Personally I would place the maximum disk space per machine that can be served exclusively with HBase around 6T, unless you have a very read-heavy workload.
In that case the Java heap should be 32GB (20G regions, 128M memstores, the rest defaults). With MSLAB in 0.94 that works.

Of course your needs may vary. You may have mostly readonly load, in which case you can shrink the memstores. Or the disk space might be shared with other applications.
Maybe you need smaller regions or larger memstores.
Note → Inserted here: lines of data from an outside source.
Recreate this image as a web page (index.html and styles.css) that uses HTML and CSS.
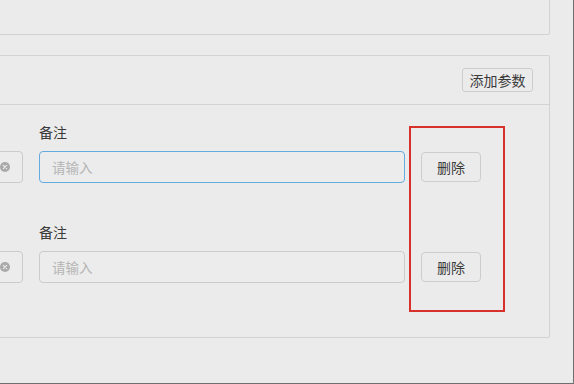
FILE: index.html
```html
<!DOCTYPE html>
<html lang="zh-CN">
<head>
    <meta charset="UTF-8">
    <meta name="viewport" content="width=device-width, initial-scale=1.0">
    <title>参数设置</title>
    <link rel="stylesheet" href="styles.css">
</head>
<body>
    <div class="screen">
        <div class="page">
            <div class="card top-card"></div>

            <div class="card params-card">
                <div class="card-header">
                    <button type="button" class="btn btn-small">添加参数</button>
                </div>

                <div class="card-body">
                    <div class="param-row">
                        <div class="field field-name">
                            <div class="label-spacer"></div>
                            <div class="input has-clear">
                                <span class="clear-icon">
                                    <svg width="10" height="10" viewBox="0 0 10 10">
                                        <circle cx="5" cy="5" r="5" fill="#a9a9a9"/>
                                        <path d="M3.3 3.3 L6.7 6.7 M6.7 3.3 L3.3 6.7" stroke="#ececec" stroke-width="1.2" stroke-linecap="round"/>
                                    </svg>
                                </span>
                            </div>
                        </div>
                        <div class="field field-note">
                            <label>备注</label>
                            <input type="text" class="input focused" placeholder="请输入">
                        </div>
                        <div class="row-action">
                            <button type="button" class="btn">删除</button>
                        </div>
                    </div>

                    <div class="param-row">
                        <div class="field field-name">
                            <div class="label-spacer"></div>
                            <div class="input has-clear">
                                <span class="clear-icon">
                                    <svg width="10" height="10" viewBox="0 0 10 10">
                                        <circle cx="5" cy="5" r="5" fill="#a9a9a9"/>
                                        <path d="M3.3 3.3 L6.7 6.7 M6.7 3.3 L3.3 6.7" stroke="#ececec" stroke-width="1.2" stroke-linecap="round"/>
                                    </svg>
                                </span>
                            </div>
                        </div>
                        <div class="field field-note">
                            <label>备注</label>
                            <input type="text" class="input" placeholder="请输入">
                        </div>
                        <div class="row-action">
                            <button type="button" class="btn">删除</button>
                        </div>
                    </div>
                </div>
            </div>
        </div>

        <!-- annotation box round the delete buttons -->
        <div class="highlight"></div>
    </div>
</body>
</html>
```

FILE: styles.css
```css
* {
    margin: 0;
    padding: 0;
    box-sizing: border-box;
}

body {
    font-family: "Noto Sans CJK SC", "Liberation Sans", sans-serif;
    background: #ebebeb;
    color: #333;
    overflow: hidden;
}

.screen {
    position: relative;
    width: 574px;
    height: 384px;
    background: #ebebeb;
    border-right: 1px solid #6f6f6f;
    border-bottom: 1px solid #6f6f6f;
    overflow: hidden;
}

.page {
    padding-right: 23px;
}

.card {
    border: 1px solid #d3d3d3;
    border-radius: 2px;
    background: #ebebeb;
    margin-left: -160px;
}

.top-card {
    height: 95px;
    margin-top: -60px;
}

.params-card {
    margin-top: 20px;
}

.card-header {
    height: 49px;
    padding: 0 16px;
    display: flex;
    align-items: center;
    justify-content: flex-end;
    border-bottom: 1px solid #d3d3d3;
}

.card-body {
    padding: 17px 68px 54px 16px;
}

.param-row {
    display: flex;
    align-items: flex-end;
    gap: 16px;
}

.param-row + .param-row {
    margin-top: 39px;
}

.field label {
    display: block;
    font-size: 14px;
    line-height: 21px;
    margin-bottom: 8px;
    color: #3a3a3a;
}

.label-spacer {
    height: 29px;
}

.field-name {
    width: 166px;
    flex: none;
}

.field-note {
    flex: 1;
}

.input {
    display: block;
    width: 100%;
    height: 32px;
    padding: 0 12px;
    border: 1px solid #cbcbcb;
    border-radius: 4px;
    background: #ececec;
    font-family: inherit;
    font-size: 13.5px;
    color: #333;
    outline: none;
}

.input::placeholder {
    color: #b5b5b5;
}

.input.focused {
    border-color: #64abdf;
}

.has-clear {
    display: flex;
    align-items: center;
    justify-content: flex-end;
    padding-right: 12px;
}

.clear-icon {
    display: flex;
}

.row-action {
    height: 32px;
    display: flex;
    align-items: center;
}

.btn {
    font-family: inherit;
    font-size: 14px;
    color: #3a3a3a;
    background: #ebebeb;
    border: 1px solid #cdcdcd;
    border-radius: 4px;
    height: 30px;
    width: 60px;
    cursor: pointer;
}

.btn-small {
    height: 24px;
    width: 71px;
    border-radius: 3px;
}

.highlight {
    position: absolute;
    left: 409px;
    top: 126px;
    width: 96px;
    height: 186px;
    border: 2px solid #d8312b;
}
```
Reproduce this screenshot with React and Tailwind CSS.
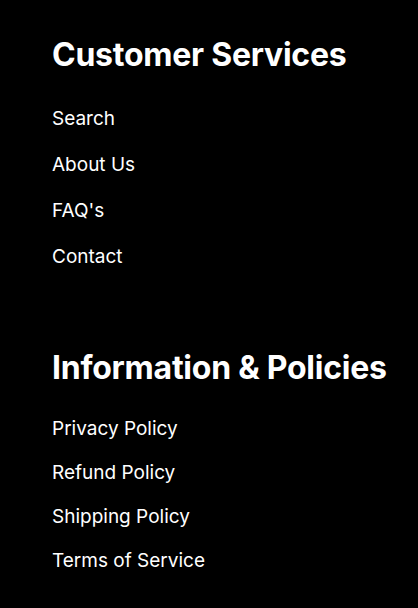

In that case he maximum disk space you can serve per machine would be less.

Future JVMs might support bigger heap effectively (JDK7's G1 comes to mind).

In any case. The formula above provides a reasonable starting point.


Update Monday, June 10, 2013:

Kevin O'dell pointed out on the mailing list that the overall WAL size should match the overall memstore size. So here's an update adding this to the sizing considerations.

HBase uses three config option to size the HLog per Regionserver:

  1. hbase.regionserver.hlog.blocksize, defaults to the HDFS block size
  2. hbase.regionserver.logroll.multiplier, defaults to 0.95
  3. hbase.regionserver.maxlogs, default: 32

Hence with a 64MB default HDFS blocksize the HLogs would capped less than 2GB.

hbase.regionserver.global.memstore.lowerLimit should be <= 
hbase.regionserver.hlog.blocksize * 
hbase.regionserver.logroll.multiplier *
hbase.regionserver.maxlogs

I would only change hbase.regionserver.maxlogs. Individual HLogs should remain smaller than a single HDFS block.